L'administration Bush prend conscience de ce que, en Afghanistan et en Irak, il s'agit d'un même combat. Cet apprentissage est illustré par la nomination d'un conseiller pour la sécurité nationale adjoint chargé de l'exécution des politiques irakienne et afghane. Le lieutenant général Douglas Lute intègrera la gestion stratégique inter-théâtres et coordonnera une coopération civilo-militaire interministérielle compromise par des cultures bureaucratiques rivales en rapportant directement au commandant-en-chef – en dehors de la chaîne de commandement militaire – avec le rang d'assistant spécial du président. Il permettra aussi au président et à son conseiller pour la sécurité nationale de se défausser des relations publiques liées aux opérations militaires et servira de fusible institutionnel en cas de dégradation irrémédiable des situations.

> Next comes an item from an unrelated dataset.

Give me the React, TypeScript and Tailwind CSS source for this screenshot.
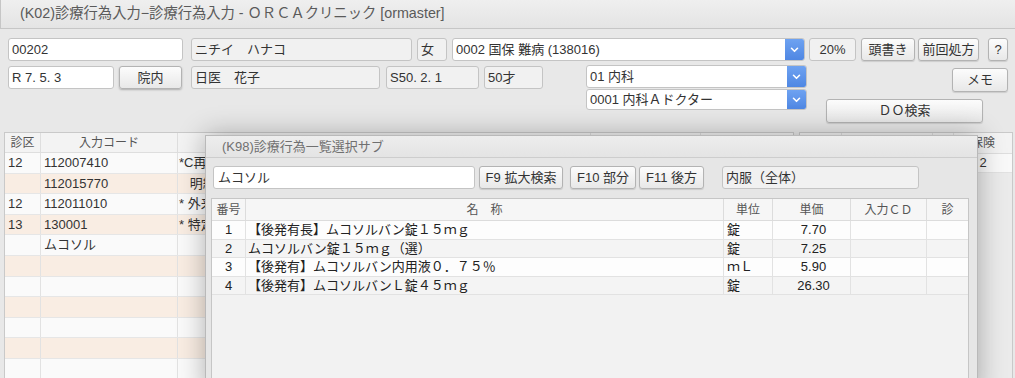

L'administration Bush peut encore gagner les conflits irréguliers livrés sur les territoires des républiques islamiques afghane et irakienne. À deux conditions. Sur le front, elle doit aider les gouvernements légaux afghan et irakien à relégitimer leur image avant que les populations ne soient définitivement aliénées. Son assistance doit pour cela conjuguer stratégies de maîtrise de la violence et de reconstruction (au plan militaire, le rapport de forces doit rebasculer en faveur des forces de sécurité nationales et américaine; au plan humanitaire, elle doit accroître son aide à la reconstruction post-conflit et concilier satisfaction des besoins immédiats avec développement des capacités à long terme). Sur l'arrière, elle doit remobiliser le soutien de son opinion publique avant qu'il ne soit irréversiblement entamé. Elle doit pour cela réamorcer la conversation démocratique par des campagnes de relations publiques pour remodeler la valeur perçue des enjeux (coûts de l'inaction et gains de l'action) en vue de ré-augmenter la tolérance aux pertes des conflits.
Au final, la probabilité d'un succès militaire est supérieure en Afghanistan. à l'inverse, celle d'un succès politique est supérieure en Irak où la société est plus structurée et fonctionnelle.